Supplied information:

****************

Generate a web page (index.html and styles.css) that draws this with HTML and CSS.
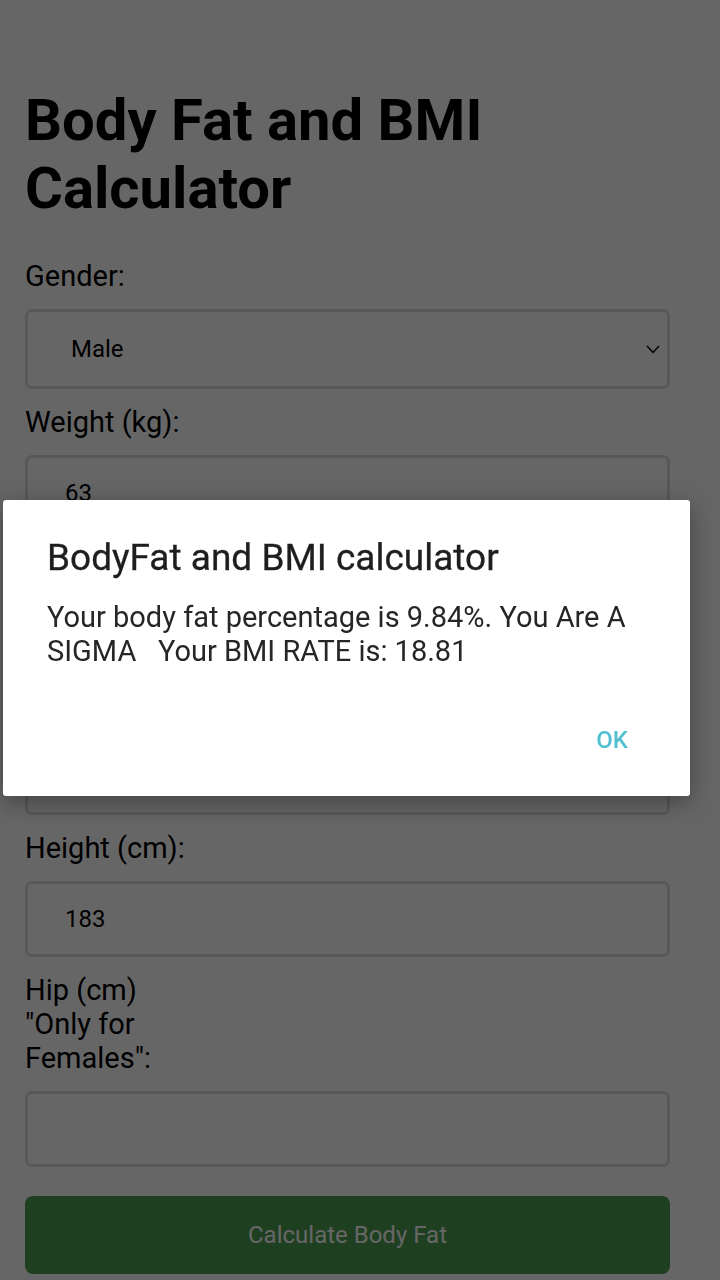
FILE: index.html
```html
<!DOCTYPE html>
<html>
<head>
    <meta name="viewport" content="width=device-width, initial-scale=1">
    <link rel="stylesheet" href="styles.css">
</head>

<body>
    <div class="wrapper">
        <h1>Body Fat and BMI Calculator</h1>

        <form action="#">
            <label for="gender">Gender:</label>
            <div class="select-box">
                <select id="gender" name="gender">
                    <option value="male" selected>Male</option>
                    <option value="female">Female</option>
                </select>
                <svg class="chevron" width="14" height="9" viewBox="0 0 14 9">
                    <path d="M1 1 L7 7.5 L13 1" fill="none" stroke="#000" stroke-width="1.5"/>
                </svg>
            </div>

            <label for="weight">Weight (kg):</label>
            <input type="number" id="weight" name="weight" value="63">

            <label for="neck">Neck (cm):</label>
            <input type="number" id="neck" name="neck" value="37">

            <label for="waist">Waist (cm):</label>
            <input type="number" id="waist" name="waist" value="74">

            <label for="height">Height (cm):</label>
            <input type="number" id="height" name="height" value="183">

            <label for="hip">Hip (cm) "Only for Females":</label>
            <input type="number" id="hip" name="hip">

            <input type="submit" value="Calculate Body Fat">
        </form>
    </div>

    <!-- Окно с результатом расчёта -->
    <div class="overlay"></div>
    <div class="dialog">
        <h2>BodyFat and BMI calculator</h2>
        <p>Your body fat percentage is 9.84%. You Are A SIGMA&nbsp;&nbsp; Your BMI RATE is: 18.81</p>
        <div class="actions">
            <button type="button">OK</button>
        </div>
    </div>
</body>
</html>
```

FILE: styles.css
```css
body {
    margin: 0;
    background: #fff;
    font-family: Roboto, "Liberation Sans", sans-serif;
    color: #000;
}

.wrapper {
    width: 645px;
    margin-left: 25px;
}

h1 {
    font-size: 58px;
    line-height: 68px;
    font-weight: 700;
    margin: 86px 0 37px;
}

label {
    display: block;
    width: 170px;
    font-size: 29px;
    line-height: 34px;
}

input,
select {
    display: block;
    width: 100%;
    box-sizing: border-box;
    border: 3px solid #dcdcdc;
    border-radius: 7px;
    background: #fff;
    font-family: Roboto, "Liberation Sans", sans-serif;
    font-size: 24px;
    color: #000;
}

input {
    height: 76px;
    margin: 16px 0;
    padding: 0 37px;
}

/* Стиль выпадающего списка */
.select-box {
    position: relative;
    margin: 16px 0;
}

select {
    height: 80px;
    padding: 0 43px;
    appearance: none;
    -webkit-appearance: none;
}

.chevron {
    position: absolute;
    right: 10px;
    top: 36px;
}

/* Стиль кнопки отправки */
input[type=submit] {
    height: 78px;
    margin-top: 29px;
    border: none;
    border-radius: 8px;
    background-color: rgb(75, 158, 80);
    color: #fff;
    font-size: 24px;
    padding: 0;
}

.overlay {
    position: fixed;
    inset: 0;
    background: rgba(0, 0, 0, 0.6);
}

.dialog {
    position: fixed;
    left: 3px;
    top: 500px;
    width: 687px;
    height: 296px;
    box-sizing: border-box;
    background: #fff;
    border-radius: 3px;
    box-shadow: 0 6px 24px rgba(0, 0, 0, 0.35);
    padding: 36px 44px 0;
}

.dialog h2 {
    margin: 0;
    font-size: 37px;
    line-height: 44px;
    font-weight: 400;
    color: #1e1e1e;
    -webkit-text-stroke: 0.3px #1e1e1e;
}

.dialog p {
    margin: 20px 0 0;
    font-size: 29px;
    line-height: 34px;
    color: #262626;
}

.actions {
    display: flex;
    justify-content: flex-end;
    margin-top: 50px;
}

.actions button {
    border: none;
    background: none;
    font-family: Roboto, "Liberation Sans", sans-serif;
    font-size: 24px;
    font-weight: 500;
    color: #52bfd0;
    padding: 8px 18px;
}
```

****************

Task instructions: The listing above needs to be output again exactly. Don't include the pictures.

Answer to this exercise:
Generate a web page (index.html and styles.css) that draws this with HTML and CSS.
FILE: index.html
```html
<!DOCTYPE html>
<html>
<head>
    <meta name="viewport" content="width=device-width, initial-scale=1">
    <link rel="stylesheet" href="styles.css">
</head>

<body>
    <div class="wrapper">
        <h1>Body Fat and BMI Calculator</h1>

        <form action="#">
            <label for="gender">Gender:</label>
            <div class="select-box">
                <select id="gender" name="gender">
                    <option value="male" selected>Male</option>
                    <option value="female">Female</option>
                </select>
                <svg class="chevron" width="14" height="9" viewBox="0 0 14 9">
                    <path d="M1 1 L7 7.5 L13 1" fill="none" stroke="#000" stroke-width="1.5"/>
                </svg>
            </div>

            <label for="weight">Weight (kg):</label>
            <input type="number" id="weight" name="weight" value="63">

            <label for="neck">Neck (cm):</label>
            <input type="number" id="neck" name="neck" value="37">

            <label for="waist">Waist (cm):</label>
            <input type="number" id="waist" name="waist" value="74">

            <label for="height">Height (cm):</label>
            <input type="number" id="height" name="height" value="183">

            <label for="hip">Hip (cm) "Only for Females":</label>
            <input type="number" id="hip" name="hip">

            <input type="submit" value="Calculate Body Fat">
        </form>
    </div>

    <!-- Окно с результатом расчёта -->
    <div class="overlay"></div>
    <div class="dialog">
        <h2>BodyFat and BMI calculator</h2>
        <p>Your body fat percentage is 9.84%. You Are A SIGMA&nbsp;&nbsp; Your BMI RATE is: 18.81</p>
        <div class="actions">
            <button type="button">OK</button>
        </div>
    </div>
</body>
</html>
```

FILE: styles.css
```css
body {
    margin: 0;
    background: #fff;
    font-family: Roboto, "Liberation Sans", sans-serif;
    color: #000;
}

.wrapper {
    width: 645px;
    margin-left: 25px;
}

h1 {
    font-size: 58px;
    line-height: 68px;
    font-weight: 700;
    margin: 86px 0 37px;
}

label {
    display: block;
    width: 170px;
    font-size: 29px;
    line-height: 34px;
}

input,
select {
    display: block;
    width: 100%;
    box-sizing: border-box;
    border: 3px solid #dcdcdc;
    border-radius: 7px;
    background: #fff;
    font-family: Roboto, "Liberation Sans", sans-serif;
    font-size: 24px;
    color: #000;
}

input {
    height: 76px;
    margin: 16px 0;
    padding: 0 37px;
}

/* Стиль выпадающего списка */
.select-box {
    position: relative;
    margin: 16px 0;
}

select {
    height: 80px;
    padding: 0 43px;
    appearance: none;
    -webkit-appearance: none;
}

.chevron {
    position: absolute;
    right: 10px;
    top: 36px;
}

/* Стиль кнопки отправки */
input[type=submit] {
    height: 78px;
    margin-top: 29px;
    border: none;
    border-radius: 8px;
    background-color: rgb(75, 158, 80);
    color: #fff;
    font-size: 24px;
    padding: 0;
}

.overlay {
    position: fixed;
    inset: 0;
    background: rgba(0, 0, 0, 0.6);
}

.dialog {
    position: fixed;
    left: 3px;
    top: 500px;
    width: 687px;
    height: 296px;
    box-sizing: border-box;
    background: #fff;
    border-radius: 3px;
    box-shadow: 0 6px 24px rgba(0, 0, 0, 0.35);
    padding: 36px 44px 0;
}

.dialog h2 {
    margin: 0;
    font-size: 37px;
    line-height: 44px;
    font-weight: 400;
    color: #1e1e1e;
    -webkit-text-stroke: 0.3px #1e1e1e;
}

.dialog p {
    margin: 20px 0 0;
    font-size: 29px;
    line-height: 34px;
    color: #262626;
}

.actions {
    display: flex;
    justify-content: flex-end;
    margin-top: 50px;
}

.actions button {
    border: none;
    background: none;
    font-family: Roboto, "Liberation Sans", sans-serif;
    font-size: 24px;
    font-weight: 500;
    color: #52bfd0;
    padding: 8px 18px;
}
```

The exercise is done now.